When the gunfire finally stopped, he had killed 50 people and critically wounded dozens more. Thirty-nine were killed at the club, and 11 died at hospital, Mayor Buddy Dyer said. It has become the deadliest mass shooting in modern U.S. history. Mateen, who law enforcement officials said had pledged allegiance to Islamic State in a 911 call around the time of the attack, died in a gun battle with SWAT team members.

Police at the crime scene.
Photo: AFP

Authorities immediately began investigating whether the assault was an act of terrorism. The gunman’s father recalled his son recently got angry when he saw two men kissing in Miami and said that might be related to the assault.

Jon Alamo had been dancing at the Pulse for hours when he wandered into the club’s main room just in time to see the gunman. “My first thought was, oh my God, I’m going to die,” Alamo said. “I was praying to God that I would live to see another day.”

At least 53 people were hospitalized, most in critical condition. A surgeon at Orlando Regional Medical Center said the death toll was likely to climb.

The previous deadliest mass shooting in the U.S. was the 2007 attack at Virginia Tech, where a student killed 32 people before killing himself. 

Mateen’s family was from Afghanistan, and he was born in New York. His family later moved to Florida, authorities said.

His ex-wife, Sitora Yusufiy, told reporters that her former husband was bipolar and “mentally unstable.”

The Orlando Eye observation wheel lights up in rainbow colours to remember the people killed and injured in the Pulse nightclub shooting
Photo: TNS

Mateen was short-tempered and had a history with steroids, she said in remarks televised from Boulder, Colorado. She described him as religious but not radical. He wanted to be a police officer and applied to a police academy, but she had no details.

The couple was together for only four months, and the two had no contact for the last seven or eight years, she said.

A law enforcement official said the gunman made a 911 call from the club in which he professed allegiance to the leader of the Islamic State, Abu Bakr al-Baghdadi. The official was familiar with the investigation, but was not authorised to discuss the matter publicly and spoke on condition of anonymity.

The extremist group did not officially claim responsibility for the attack, but the IS-run Aamaq news agency cited an unnamed source as saying the attack was carried out by an Islamic State fighter. Even if the attacker supported IS, it was unclear whether the group planned or knew of the attack beforehand.

Mateen was not unknown to law enforcement: In 2013, he was interviewed twice for comments he'd made to co-workers, said FBI agent Ronald Hopper, who called the interviews inconclusive.

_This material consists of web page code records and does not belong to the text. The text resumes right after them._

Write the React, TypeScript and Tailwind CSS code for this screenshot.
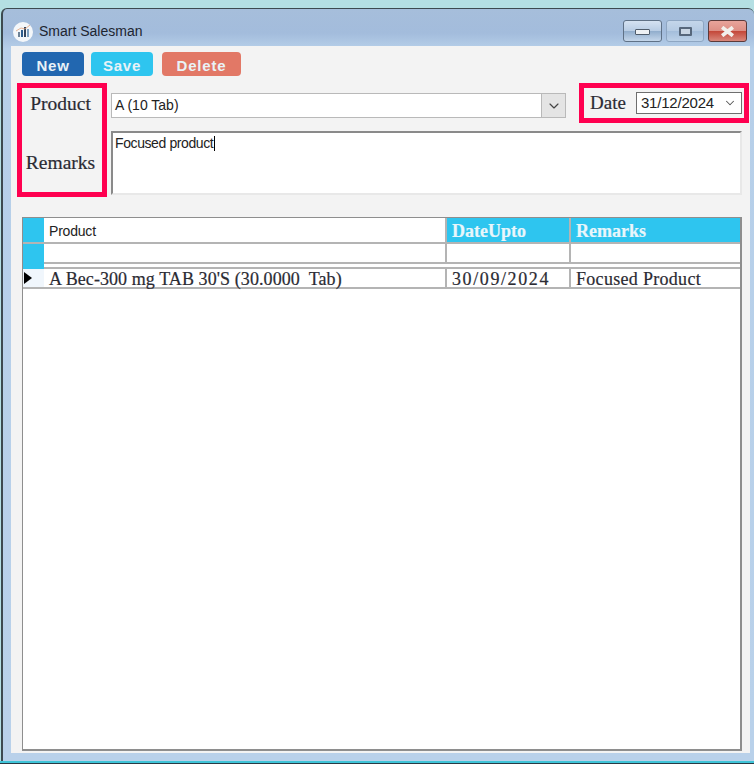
import type { ReactNode } from "react";
import { ChevronDown } from "lucide-react";

const SERIF = "font-['Liberation_Serif',serif] [-webkit-text-stroke:0.2px]";
const SANS = "font-['Liberation_Sans',Arial,sans-serif]";
const LINE = "border-[#b4b4b4]";

function AppIcon() {
  return (
    <svg viewBox="0 0 20 20" className="h-[20px] w-[20px]" aria-hidden="true">
      <circle cx="10" cy="10" r="10" fill="#f4f7fa" />
      <rect x="5" y="10" width="2" height="5" fill="#6d8296" />
      <rect x="8" y="8" width="2" height="7" fill="#2f5f8f" />
      <rect x="11" y="5" width="2" height="10" fill="#35475e" />
      <rect x="14" y="7" width="2" height="8" fill="#7fa2c2" />
      <path d="M3 9l5-3 4 1 5-4" fill="none" stroke="#e2a27a" strokeWidth="0.8" />
    </svg>
  );
}

function WindowButtons() {
  return (
    <div className="flex items-start gap-[4px] pt-[11px]">
      <div className="flex h-[22px] w-[39px] items-center justify-center rounded-[3px] border border-[#5f7186] bg-[linear-gradient(#d5e2f1_0%,#b9cde4_48%,#92aecd_52%,#c4d6ea_100%)]">
        <div className="mt-[2px] h-[6px] w-[15px] rounded-[1px] border border-[#4f5c6b] bg-[#eef1f4]" />
      </div>
      <div className="flex h-[22px] w-[38px] items-center justify-center rounded-[3px] border border-[#8ea6c2] bg-[linear-gradient(#c4d6ea_0%,#b5cbe3_48%,#a4bedb_52%,#bcd1e8_100%)]">
        <div className="h-[9px] w-[13px] rounded-[1px] border-2 border-[#56677b] bg-[#c9d6e4]" />
      </div>
      <div className="flex h-[22px] w-[39px] items-center justify-center rounded-[3px] border border-[#5b3a3a] bg-[linear-gradient(#e8a49b_0%,#dd8f85_48%,#c4483a_52%,#d9887c_100%)]">
        <svg viewBox="0 0 14 10" className="h-[11px] w-[15px]" aria-hidden="true">
          <path d="M2 1l10 8M12 1L2 9" stroke="#f2f0ec" strokeWidth="3.4" />
        </svg>
      </div>
    </div>
  );
}

function ActionButton({ label, className }: { label: string; className: string }) {
  return (
    <button className={`${className} ${SANS} h-[24px] rounded-[4px] pt-[3px] text-[15px] font-bold tracking-[0.8px] text-[#e9f2f7]`}>
      {label}
    </button>
  );
}

function GridRow({ cells, marker }: { cells: ReactNode[]; marker: ReactNode }) {
  return (
    <>
      {marker}
      <div className={`w-[403px] shrink-0 whitespace-pre border-r-2 ${LINE}`}>{cells[0]}</div>
      <div className={`w-[124px] shrink-0 border-r-2 ${LINE}`}>{cells[1]}</div>
      <div className="flex-1">{cells[2]}</div>
    </>
  );
}

const headCell = `${SERIF} h-full bg-[#2ec5ef] pl-[5px] text-[18px] font-bold leading-[26px] text-[#e9f6fb]`;
const dataCell = `${SERIF} pl-[5px] text-[18px] leading-[20px] text-[#2b2b33]`;

export default function App() {
  return (
    <div className="h-[764px] w-[754px] overflow-hidden bg-[#b4dfe3]">
      <div className="h-[8px]" />
      <div className="ml-[1px] flex h-[753px] w-[753px] flex-col rounded-t-[6px] border-l-2 border-t border-[#3d4a50] bg-[linear-gradient(#a6bedb_0px,#a3bcdc_24px,#b6cfe9_40px,#b9d1ea_100%)]">
        <div className="flex h-[37px] shrink-0 pl-[10px] pr-[7px]">
          <div className="flex items-center gap-[6px] pt-[8px]">
            <AppIcon />
            <span className={`${SANS} text-[14px] text-[#1d2530]`}>Smart Salesman</span>
          </div>
          <div className="ml-auto">
            <WindowButtons />
          </div>
        </div>

        <div className="ml-[8px] w-[739px] flex-none bg-[#f3f3f3] pl-[11px] pt-[6px]">
          <div className="flex h-[701px] flex-col">
            <div className="flex gap-[7px]">
              <ActionButton label="New" className="w-[62px] bg-[#2267b0]" />
              <ActionButton label="Save" className="w-[62px] bg-[#2ec5ef]" />
              <ActionButton label="Delete" className="ml-[2px] w-[79px] bg-[#e27866]" />
            </div>

            <div className="ml-[-5px] mt-[7px] flex">
              <div className={`${SERIF} flex h-[114px] w-[90px] shrink-0 flex-col items-center border-[5px] border-[#ff0050] pr-[3px] text-[19.5px] text-[#2b2b33]`}>
                <span className="mt-[4px] leading-[24px]">Product</span>
                <span className="mt-[35px] leading-[24px]">Remarks</span>
              </div>

              <div className="ml-[4px] flex flex-col">
                <div className="flex">
                  <div className="mt-[10px] flex h-[25px] w-[455px] border border-[#b9b9b9] bg-white">
                    <span className={`${SANS} flex-1 pl-[3px] pt-[3px] text-[14px] leading-[16px] text-[#222]`}>A (10 Tab)</span>
                    <div className="flex w-[24px] items-center justify-center border-l border-[#b9b9b9] bg-[#e4e4e4]">
                      <ChevronDown className="h-[16px] w-[16px] text-[#444]" strokeWidth={1.75} />
                    </div>
                  </div>
                  <div className="ml-[13px] flex h-[40px] w-[170px] items-center border-[5px] border-[#ff0050]">
                    <span className={`${SERIF} ml-[6px] text-[19px] text-[#2b2b33]`}>Date</span>
                    <div className="ml-[10px] flex h-[22px] w-[106px] items-center border border-[#6e6e6e] bg-white">
                      <span className={`${SANS} pl-[4px] text-[15px] tracking-[-0.2px] text-[#222]`}>31/12/2024</span>
                      <ChevronDown className="ml-auto mr-[4px] h-[14px] w-[14px] text-[#555]" strokeWidth={1.75} />
                    </div>
                  </div>
                </div>
                <div className="mt-[8px] h-[64px] w-[631px] border-2 border-b-[#e8e8e8] border-l-[#8a8a8a] border-r-[#e8e8e8] border-t-[#8a8a8a] bg-white">
                  <span className={`${SANS} block pl-[2px] text-[14px] leading-[18px] tracking-[-0.4px] text-[#222]`}>
                    Focused product
                    <span className="ml-[1px] inline-block h-[15px] w-px translate-y-[3px] bg-black" />
                  </span>
                </div>
              </div>
            </div>

            <div className="mt-[20px] flex h-[534px] w-[720px] flex-col border border-b-2 border-r-2 border-[#8e8e8e] bg-white">
              <div className={`flex h-[26px] border-b-2 ${LINE}`}>
                <GridRow
                  marker={<div className="w-[21px] bg-[#2ec5ef]" />}
                  cells={[
                    <span className={`${SANS} pl-[5px] text-[14px] leading-[26px] tracking-[-0.2px] text-[#222]`}>Product</span>,
                    <div className={headCell}>DateUpto</div>,
                    <div className={headCell}>Remarks</div>,
                  ]}
                />
              </div>
              <div className="flex h-[25px]">
                <div className="w-[21px] shrink-0 bg-[#2ec5ef]" />
                <div className="flex flex-1 flex-col">
                  <div className={`flex h-[20px] border-b-2 ${LINE}`}>
                    <div className={`w-[403px] shrink-0 border-r-2 ${LINE}`} />
                    <div className={`w-[124px] shrink-0 border-r-2 ${LINE}`} />
                  </div>
                  <div className={`h-[5px] border-b-2 ${LINE}`} />
                </div>
              </div>
              <div className={`flex h-[20px] border-b-2 ${LINE}`}>
                <GridRow
                  marker={
                    <div className="flex w-[21px] shrink-0 items-center bg-[#f0f6fc] pl-[1px]">
                      <div className="h-0 w-0 border-y-[6px] border-l-[8px] border-y-transparent border-l-black" />
                    </div>
                  }
                  cells={[
                    <div className={`${dataCell} tracking-[0.08px]`}>A Bec-300 mg TAB 30'S (30.0000  Tab)</div>,
                    <div className={`${dataCell} tracking-[1.6px]`}>30/09/2024</div>,
                    <div className={`${dataCell} tracking-[0.3px]`}>Focused Product</div>,
                  ]}
                />
              </div>
            </div>
          </div>
        </div>
      </div>
      <div className="h-[2px] bg-[#3fc4d8]" />
      <div className="h-[1px] bg-[#2a3a44]" />
    </div>
  );
}
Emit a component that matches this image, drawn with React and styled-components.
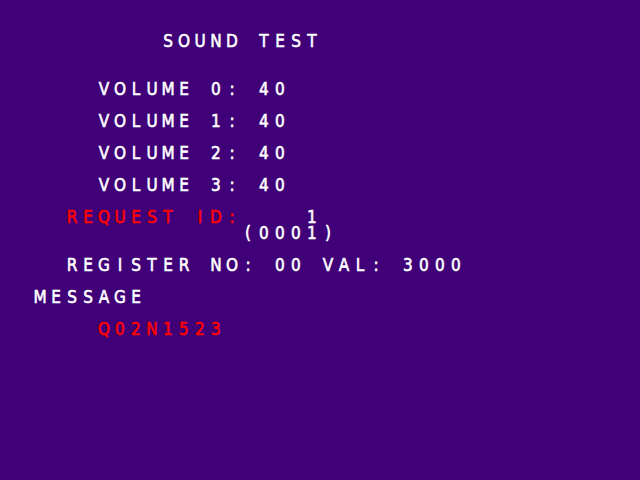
import styled, { createGlobalStyle } from "styled-components"

const GlobalStyle = createGlobalStyle`
  html, body {
    margin: 0;
    padding: 0;
    background: #400078;
  }
`

const Screen = styled.div`
  width: 640px;
  height: 480px;
  background: #400078;
  display: flex;
  flex-direction: column;
  overflow: hidden;
`

const Line = styled.div`
  height: 16px;
  display: flex;
  flex-shrink: 0;
`

const Cell = styled.span`
  width: 16px;
  height: 16px;
  flex-shrink: 0;
  display: flex;
  justify-content: center;
  font-family: "DejaVu Sans", sans-serif;
  font-size: 17px;
  line-height: 16px;
  color: ${(p) => (p.$red ? "#ff0000" : "#ffffff")};
  -webkit-text-stroke: 0.6px ${(p) => (p.$red ? "#ff0000" : "#ffffff")};
  transform: translateY(1px) scaleX(0.9);
`

// one entry per 16px text row; strings are white, { red } parts are red
const LINES = [
  [],
  [],
  ["          SOUND TEST"],
  [],
  [],
  ["      VOLUME 0: 40"],
  [],
  ["      VOLUME 1: 40"],
  [],
  ["      VOLUME 2: 40"],
  [],
  ["      VOLUME 3: 40"],
  [],
  ["    ", { red: "REQUEST ID:" }, "    1"],
  ["               (0001)"],
  [],
  ["    REGISTER NO: 00 VAL: 3000"],
  [],
  ["  MESSAGE"],
  [],
  ["      ", { red: "Q02N1523" }],
]

const TextLine = ({ parts }) => {
  const cells = []
  parts.forEach((part) => {
    const red = typeof part !== "string"
    const text = red ? part.red : part
    for (const ch of text) {
      cells.push(
        <Cell key={cells.length} $red={red}>
          {ch === " " ? "" : ch}
        </Cell>
      )
    }
  })
  return <Line>{cells}</Line>
}

const App = () => {
  return (
    <>
      <GlobalStyle />
      <Screen>
        {LINES.map((parts, i) => (
          <TextLine key={i} parts={parts} />
        ))}
      </Screen>
    </>
  )
}

export default App
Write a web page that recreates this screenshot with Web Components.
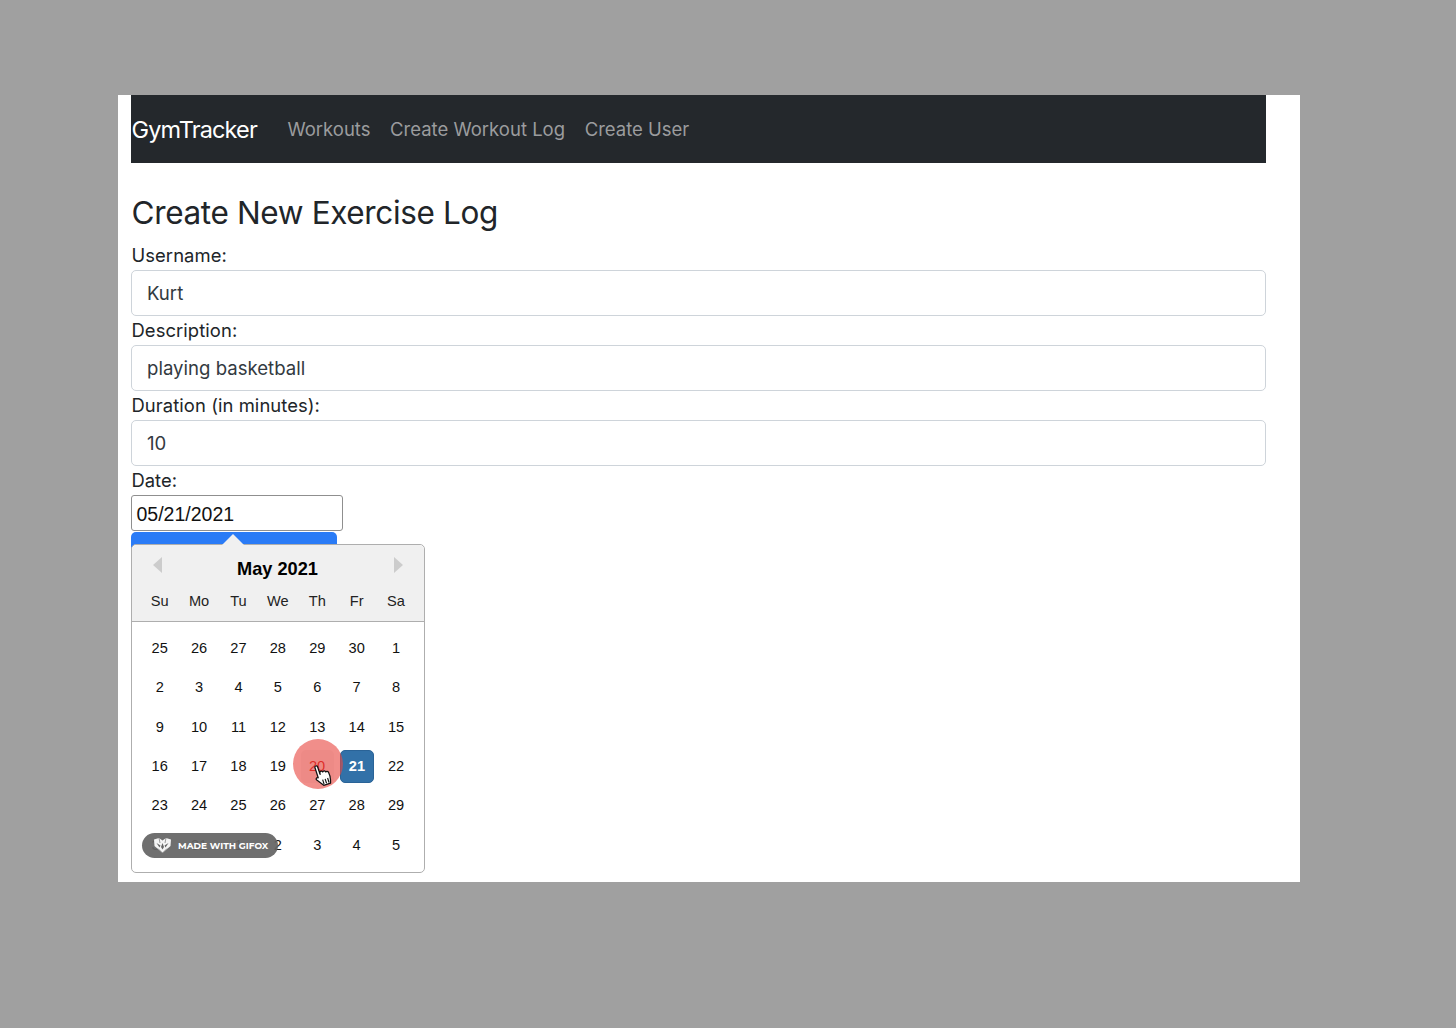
<!DOCTYPE html>
<html lang="en">
<head>
<meta charset="utf-8">
<title>GymTracker</title>
<style>
  html,body{margin:0;padding:0;height:100%;}
  body{background:#a0a0a0;font-family:Inter,"Liberation Sans",sans-serif;}
</style>
</head>
<body>
<gym-app>
  <gym-nav slot="nav" brand="GymTracker" links="Workouts|Create Workout Log|Create User"></gym-nav>
  <gym-field label="Username:" value="Kurt"></gym-field>
  <gym-field label="Description:" value="playing basketball"></gym-field>
  <gym-field label="Duration (in minutes):" value="10"></gym-field>
  <gym-date label="Date:" value="05/21/2021"></gym-date>
</gym-app>
<script>
class GymApp extends HTMLElement {
  constructor() {
    super();
    this.attachShadow({mode:'open'}).innerHTML = `
      <style>
        :host{display:block;padding:95px 156px 0 118px;}
        #panel{background:#fff;height:787px;padding:0 34px 0 13px;box-sizing:border-box;}
        h1{margin:0;padding:30.5px 0 0 .5px;height:78px;box-sizing:border-box;font:400 31.5px/38px Inter,"Liberation Sans",sans-serif;color:#212529;letter-spacing:-.36px;}
        #form{display:flex;flex-direction:column;}
      </style>
      <div id="panel">
        <slot name="nav"></slot>
        <h1>Create New Exercise Log</h1>
        <div id="form"><slot></slot></div>
      </div>`;
  }
}
customElements.define('gym-app', GymApp);

class GymNav extends HTMLElement {
  connectedCallback() {
    const links = this.getAttribute('links').split('|').map(l => `<a>${l}</a>`).join('');
    this.attachShadow({mode:'open'}).innerHTML = `
      <style>
        :host{display:flex;align-items:center;height:68px;padding-left:.5px;background:#24282c;font-family:Inter,"Liberation Sans",sans-serif;}
        b{font-weight:400;font-size:23.5px;color:#fff;margin-right:30.5px;letter-spacing:-.85px;position:relative;}
        nav{display:flex;gap:19.6px;position:relative;}
        a{font-size:18.5px;color:#9b9c9e;}
      </style>
      <b>${this.getAttribute('brand')}</b><nav>${links}</nav>`;
  }
}
customElements.define('gym-nav', GymNav);

class GymField extends HTMLElement {
  connectedCallback() {
    this.attachShadow({mode:'open'}).innerHTML = `
      <style>
        :host{display:block;height:75px;font-family:Inter,"Liberation Sans",sans-serif;color:#212529;}
        label{display:block;height:29px;padding-left:.5px;font-size:18.4px;line-height:29px;letter-spacing:.08px;}
        div{height:46px;box-sizing:border-box;border:1px solid #ced4da;border-radius:5px;padding:0 15px;font-size:18.6px;line-height:44px;color:#333a41;background:#fff;}
      </style>
      <label>${this.getAttribute('label')}</label><div>${this.getAttribute('value')}</div>`;
  }
}
customElements.define('gym-field', GymField);

class GymCalendar extends HTMLElement {
  connectedCallback() {
    const heads = ['Su','Mo','Tu','We','Th','Fr','Sa'].map(d => `<span>${d}</span>`).join('');
    const days = [25,26,27,28,29,30,1, 2,3,4,5,6,7,8, 9,10,11,12,13,14,15, 16,17,18,19,20,21,22, 23,24,25,26,27,28,29, 30,31,1,2,3,4,5];
    const cells = days.map((d, i) => {
      const cls = i === 26 ? 'sel' : i === 25 ? 'hover' : '';
      return `<span class="${cls}">${d}</span>`;
    }).join('');
    this.attachShadow({mode:'open'}).innerHTML = `
      <style>
        :host{display:block;position:absolute;left:0;top:78px;width:294px;height:329px;box-sizing:border-box;background:#fff;border:1px solid #aeaeae;border-radius:5px;font-family:"Liberation Sans",Arial,sans-serif;color:#000;}
        #tip{position:absolute;left:90px;top:-11px;width:0;height:0;border:11px solid transparent;border-top:0;border-bottom-color:#f0f0f0;}
        header{height:76px;background:#f0f0f0;border-bottom:1px solid #aeaeae;border-radius:5px 5px 0 0;position:relative;}
        #month{height:47px;padding-right:1px;text-align:center;font-weight:700;font-size:18.2px;line-height:48px;}
        .arrow{position:absolute;top:12px;width:0;height:0;border:8px solid transparent;}
        #prev{left:21px;border-left:0;border-right:9px solid #ccc;}
        #next{right:21px;border-right:0;border-left:9px solid #ccc;}
        .row{display:grid;grid-template-columns:repeat(7,39.4px);padding:0 8px;text-align:center;}
        #heads{font-size:14.6px;line-height:18px;color:#222;}
        #days{grid-auto-rows:39.3px;padding-top:7.2px;font-size:14.6px;line-height:39px;color:#111;}
        #days span{position:relative;}
        .sel,.hover{border-radius:5px;box-sizing:border-box;height:33px;margin:3px 0 0 3px;}
        .sel{width:34px;background:#3271a8;border:1px solid #2a6397;color:#fff;font-weight:700;line-height:31px;}
        .hover{width:33px;background:#f4f4f4;color:#c00;line-height:33px;}
      </style>
      <div id="tip"></div>
      <header>
        <div id="prev" class="arrow"></div><div id="next" class="arrow"></div>
        <div id="month">May 2021</div>
        <div id="heads" class="row">${heads}</div>
      </header>
      <div id="days" class="row">${cells}</div>
      <slot></slot>`;
  }
}
customElements.define('gym-calendar', GymCalendar);

class GifoxBadge extends HTMLElement {
  constructor() {
    super();
    this.attachShadow({mode:'open'}).innerHTML = `
      <style>
        :host{display:flex;align-items:center;gap:6px;position:absolute;left:10px;top:288px;width:136px;height:25px;box-sizing:border-box;padding:0 0 1px 11px;border-radius:13px;background:rgba(100,100,100,.93);color:#fff;font:700 9px Montserrat,"Open Sans",sans-serif;letter-spacing:.05px;white-space:nowrap;}
        svg{flex:none;}
      </style>
      <svg width="19" height="17" viewBox="0 0 19 17">
        <path d="M1 2.500 6 1 9.500 3.500 13 1 18 2.500 17.500 9 9.500 16 1.500 9Z" fill="#f4f4f4"/>
        <path d="M3.500 6 7.500 8.500 6.500 10.500ZM15.500 6 11.500 8.500 12.500 10.500ZM9.500 6 11 10 9.500 12.500 8 10Z" fill="#666"/>
        <path d="M6 1 7 6M13 1 12 6M5 11.500 9.500 16 14 11.500" fill="none" stroke="#777" stroke-width=".7"/>
      </svg>
      MADE WITH GIFOX`;
  }
}
customElements.define('gifox-badge', GifoxBadge);

class ClickPointer extends HTMLElement {
  constructor() {
    super();
    this.attachShadow({mode:'open'}).innerHTML = `
      <style>
        :host{display:block;position:absolute;left:161px;top:194px;width:50px;height:50px;border-radius:50%;background:rgba(232,72,66,.62);}
        svg{position:absolute;left:20px;top:24px;transform:rotate(-18deg);}
      </style>
      <svg width="21" height="25" viewBox="0 0 20 24">
        <path d="M4.500 2.200c0-1.500 2.600-1.500 2.700 0V10l.6-2.400c1.300-.8 2.500-.2 2.600 1l.2-.4c1.200-.6 2.300 0 2.400 1.200.9-.5 2.300-.1 2.500 1.200.4 2.500.2 5-.3 7.100l-1 3.300H7.300L2.500 14.200C1.700 13 2.600 11.600 4.500 12.500Z" fill="#fff" stroke="#111" stroke-width="1.200" stroke-linejoin="round"/>
        <path d="M8 15.500v4.500M10.500 15.500v4.500M13 15.500v4.500" stroke="#111" stroke-width="1.100"/>
      </svg>`;
  }
}
customElements.define('click-pointer', ClickPointer);

class GymDate extends HTMLElement {
  connectedCallback() {
    this.attachShadow({mode:'open'}).innerHTML = `
      <style>
        :host{display:block;position:relative;font-family:Inter,"Liberation Sans",sans-serif;color:#212529;}
        label{display:block;height:29px;padding-left:.5px;font-size:18.4px;line-height:29px;}
        #input{width:212px;height:36px;box-sizing:border-box;border:1px solid #8f8f8f;border-radius:3px;padding-left:4.5px;font:19.5px/36px "Liberation Sans",Arial,sans-serif;color:#111;background:#fff;}
        #submit{width:206px;height:20px;margin-top:1px;background:#2a7bf6;border-radius:5px 5px 0 0;}
      </style>
      <label>${this.getAttribute('label')}</label>
      <div id="input">${this.getAttribute('value')}</div>
      <div id="submit"></div>
      <gym-calendar></gym-calendar>`;
    const cal = this.shadowRoot.querySelector('gym-calendar');
    cal.append(document.createElement('click-pointer'), document.createElement('gifox-badge'));
  }
}
customElements.define('gym-date', GymDate);
</script>
</body>
</html>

In 2014, Hopper said, officials found that Mateen had ties to an American suicide bomber, but the contact was minimal, and did not constitute a threat at the time.

Mateen purchased at least two firearms legally within the last week or so, according to Trevor Velinor of the Bureau of Alcohol, Tobacco and Firearms.

“He had an automatic rifle, so nobody stood a chance,” said Jackie Smith, who saw two friends next to her get shot. “I just tried to get out of there.”

US President Barack Obama makes a statement on the mass shooting.
Photo: TNS

At 2:09 a.m., Pulse posted on its Facebook page: “Everyone get out of Pulse and keep running.”

Mateen exchanged gunfire with 14 police officers at the club, and took hostages at one point. In addition to the assault rifle, the shooter also had a handgun and some sort of “suspicious device,” the police chief said. About 5 a.m., authorities sent in a SWAT team to rescue the remaining club-goers.

At first, officers mistakenly thought the gunman had strapped explosives to the dead after a bomb robot sent back images of a battery part next to a body. That prevented paramedics from going in until authorities determined the battery was something that fell out of an exit sign or a smoke detector.

President Barack Obama called the shooting an “act of terror” and an “act of hate” targeting a place of “solidarity and empowerment” for gays and lesbians. He urged Americans to decide whether this is the kind of “country we want to be.”

Across the country, police departments stepped up patrols in neighborhoods frequented by the LGBT community.